**Data lines:**
<<<<

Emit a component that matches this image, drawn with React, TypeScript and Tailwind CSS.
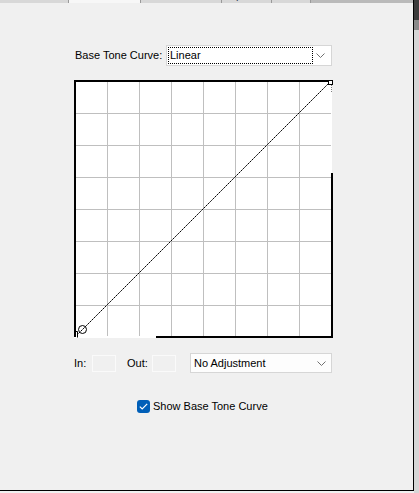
import React from "react";

const font = "font-['Liberation_Sans','Arial',sans-serif]";

function Chevron() {
  return (
    <svg width="9" height="5" viewBox="0 0 9 5" fill="none" aria-hidden="true">
      <path d="M0.5 0.5L4.5 4.5L8.5 0.5" stroke="#707070" strokeWidth="1" />
    </svg>
  );
}

function CurveGraph() {
  const grid = [33, 65, 97, 129, 161, 193, 225];
  return (
    <svg width="259" height="258" viewBox="0 0 259 258" className="block" aria-hidden="true">
      <rect x="0" y="0" width="258" height="258" fill="#ffffff" />
      {grid.map((g) => (
        <line key={`v${g}`} x1={g + 0.5} y1="2" x2={g + 0.5} y2="256" stroke="#bfbfbf" strokeWidth="1" />
      ))}
      {grid.map((g) => (
        <line key={`h${g}`} x1="2" y1={g + 0.5} x2="257" y2={g + 0.5} stroke="#bfbfbf" strokeWidth="1" />
      ))}
      {/* border, with the gaps the original shows */}
      <rect x="0" y="0" width="258" height="2" fill="#000" />
      <rect x="0" y="0" width="2" height="257" fill="#000" />
      <rect x="257" y="93" width="2" height="165" fill="#000" />
      <rect x="82" y="256" width="177" height="2" fill="#000" />
      <line x1="257.5" y1="5" x2="257.5" y2="12" stroke="#808080" strokeWidth="1" strokeDasharray="1 1" />
      {/* base curve */}
      <line x1="3" y1="255" x2="256" y2="2" stroke="#000" strokeWidth="1" strokeDasharray="2 0.6" />
      <circle cx="8.5" cy="249.5" r="4" fill="none" stroke="#000" strokeWidth="1" />
      <rect x="254.5" y="0.5" width="4" height="4" fill="#fff" stroke="#000" strokeWidth="1" />
      <path d="M0.5 251.5H3.5V257.5" stroke="#000" strokeWidth="1" fill="none" />
    </svg>
  );
}

const tabs = [
  { label: "Color Tables", width: "w-[69px]", active: false },
  { label: "Tone Curve", width: "w-[72px]", active: true },
  { label: "Color Matrices", width: "w-[81px]", active: false },
  { label: "Options", width: "w-[50px]", active: false },
  { label: "Chart", width: "w-[39px]", active: false },
];

export default function App() {
  return (
    <div className={`flex h-[493px] w-[419px] overflow-hidden bg-[#f0f0f0] text-[11px] text-black ${font}`}>
      <div className="flex h-[491px] w-[414px] shrink-0 flex-col border-r border-b border-black">
        {/* clipped tab strip */}
        <div className="flex h-[3px] shrink-0 overflow-hidden bg-[#bababa]">
          {tabs.map((tab) => (
            <div
              key={tab.label}
              className={`${tab.width} h-[3px] shrink-0 overflow-hidden border-r border-[#9a9a9a] text-center ${
                tab.active ? "bg-[#f7f7f7]" : "bg-[#d8d8d8]"
              }`}
            >
              <div className="-mt-[11px] leading-[13px] text-[#2a3550]">{tab.label}</div>
            </div>
          ))}
        </div>

        <div className="pl-[74px]">
          <div className="mt-[42px] flex h-[21px] items-center">
            <span className="w-[92px] whitespace-nowrap pl-px">Base Tone Curve:</span>
            <div className="flex h-[21px] w-[166px] items-center border border-[#d6d6d6] bg-white pl-[1px] pr-[6px]">
              <div className="flex h-[17px] w-[145px] items-center border border-dotted border-black pl-px leading-none">
                Linear
              </div>
              <div className="ml-auto flex items-center">
                <Chevron />
              </div>
            </div>
          </div>

          <div className="mt-[14px]">
            <CurveGraph />
          </div>

          <div className="mt-[15px] flex h-[20px] items-center">
            <span className="w-[18px]">In:</span>
            <div className="h-[17px] w-[24px] border border-[#fafafa]" />
            <span className="ml-[11px] w-[25px]">Out:</span>
            <div className="h-[17px] w-[24px] border border-[#fafafa]" />
            <div className="ml-[14px] flex h-[20px] w-[142px] items-center border border-[#d6d6d6] bg-[#fdfdfd] pl-[3px] pr-[5px]">
              <span>No Adjustment</span>
              <div className="ml-auto flex items-center">
                <Chevron />
              </div>
            </div>
          </div>

          <div className="mt-[25px] flex items-center pl-[63px]">
            <div className="flex h-[13px] w-[13px] items-center justify-center rounded-[3px] bg-[#005fb8]">
              <svg width="9" height="7" viewBox="0 0 9 7" fill="none" aria-hidden="true">
                <path d="M0.8 3.6L3.2 5.9L8.2 0.8" stroke="#fff" strokeWidth="1.2" />
              </svg>
            </div>
            <span className="ml-[3px]">Show Base Tone Curve</span>
          </div>
        </div>
      </div>

      {/* scrollbar sliver */}
      <div className="flex w-[5px] flex-col">
        <div className="h-[20px] bg-[#3c3c3c]" />
        <div className="h-[10px] bg-[#8a8a8a]" />
        <div className="flex-1 bg-[#d6d6d6]" />
      </div>
    </div>
  );
}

>>>>

**Exercise description:**
Each line of the data should be quoted exactly, with pictures left out.

**Output:**
Emit a component that matches this image, drawn with React, TypeScript and Tailwind CSS.
import React from "react";

const font = "font-['Liberation_Sans','Arial',sans-serif]";

function Chevron() {
  return (
    <svg width="9" height="5" viewBox="0 0 9 5" fill="none" aria-hidden="true">
      <path d="M0.5 0.5L4.5 4.5L8.5 0.5" stroke="#707070" strokeWidth="1" />
    </svg>
  );
}

function CurveGraph() {
  const grid = [33, 65, 97, 129, 161, 193, 225];
  return (
    <svg width="259" height="258" viewBox="0 0 259 258" className="block" aria-hidden="true">
      <rect x="0" y="0" width="258" height="258" fill="#ffffff" />
      {grid.map((g) => (
        <line key={`v${g}`} x1={g + 0.5} y1="2" x2={g + 0.5} y2="256" stroke="#bfbfbf" strokeWidth="1" />
      ))}
      {grid.map((g) => (
        <line key={`h${g}`} x1="2" y1={g + 0.5} x2="257" y2={g + 0.5} stroke="#bfbfbf" strokeWidth="1" />
      ))}
      {/* border, with the gaps the original shows */}
      <rect x="0" y="0" width="258" height="2" fill="#000" />
      <rect x="0" y="0" width="2" height="257" fill="#000" />
      <rect x="257" y="93" width="2" height="165" fill="#000" />
      <rect x="82" y="256" width="177" height="2" fill="#000" />
      <line x1="257.5" y1="5" x2="257.5" y2="12" stroke="#808080" strokeWidth="1" strokeDasharray="1 1" />
      {/* base curve */}
      <line x1="3" y1="255" x2="256" y2="2" stroke="#000" strokeWidth="1" strokeDasharray="2 0.6" />
      <circle cx="8.5" cy="249.5" r="4" fill="none" stroke="#000" strokeWidth="1" />
      <rect x="254.5" y="0.5" width="4" height="4" fill="#fff" stroke="#000" strokeWidth="1" />
      <path d="M0.5 251.5H3.5V257.5" stroke="#000" strokeWidth="1" fill="none" />
    </svg>
  );
}

const tabs = [
  { label: "Color Tables", width: "w-[69px]", active: false },
  { label: "Tone Curve", width: "w-[72px]", active: true },
  { label: "Color Matrices", width: "w-[81px]", active: false },
  { label: "Options", width: "w-[50px]", active: false },
  { label: "Chart", width: "w-[39px]", active: false },
];

export default function App() {
  return (
    <div className={`flex h-[493px] w-[419px] overflow-hidden bg-[#f0f0f0] text-[11px] text-black ${font}`}>
      <div className="flex h-[491px] w-[414px] shrink-0 flex-col border-r border-b border-black">
        {/* clipped tab strip */}
        <div className="flex h-[3px] shrink-0 overflow-hidden bg-[#bababa]">
          {tabs.map((tab) => (
            <div
              key={tab.label}
              className={`${tab.width} h-[3px] shrink-0 overflow-hidden border-r border-[#9a9a9a] text-center ${
                tab.active ? "bg-[#f7f7f7]" : "bg-[#d8d8d8]"
              }`}
            >
              <div className="-mt-[11px] leading-[13px] text-[#2a3550]">{tab.label}</div>
            </div>
          ))}
        </div>

        <div className="pl-[74px]">
          <div className="mt-[42px] flex h-[21px] items-center">
            <span className="w-[92px] whitespace-nowrap pl-px">Base Tone Curve:</span>
            <div className="flex h-[21px] w-[166px] items-center border border-[#d6d6d6] bg-white pl-[1px] pr-[6px]">
              <div className="flex h-[17px] w-[145px] items-center border border-dotted border-black pl-px leading-none">
                Linear
              </div>
              <div className="ml-auto flex items-center">
                <Chevron />
              </div>
            </div>
          </div>

          <div className="mt-[14px]">
            <CurveGraph />
          </div>

          <div className="mt-[15px] flex h-[20px] items-center">
            <span className="w-[18px]">In:</span>
            <div className="h-[17px] w-[24px] border border-[#fafafa]" />
            <span className="ml-[11px] w-[25px]">Out:</span>
            <div className="h-[17px] w-[24px] border border-[#fafafa]" />
            <div className="ml-[14px] flex h-[20px] w-[142px] items-center border border-[#d6d6d6] bg-[#fdfdfd] pl-[3px] pr-[5px]">
              <span>No Adjustment</span>
              <div className="ml-auto flex items-center">
                <Chevron />
              </div>
            </div>
          </div>

          <div className="mt-[25px] flex items-center pl-[63px]">
            <div className="flex h-[13px] w-[13px] items-center justify-center rounded-[3px] bg-[#005fb8]">
              <svg width="9" height="7" viewBox="0 0 9 7" fill="none" aria-hidden="true">
                <path d="M0.8 3.6L3.2 5.9L8.2 0.8" stroke="#fff" strokeWidth="1.2" />
              </svg>
            </div>
            <span className="ml-[3px]">Show Base Tone Curve</span>
          </div>
        </div>
      </div>

      {/* scrollbar sliver */}
      <div className="flex w-[5px] flex-col">
        <div className="h-[20px] bg-[#3c3c3c]" />
        <div className="h-[10px] bg-[#8a8a8a]" />
        <div className="flex-1 bg-[#d6d6d6]" />
      </div>
    </div>
  );
}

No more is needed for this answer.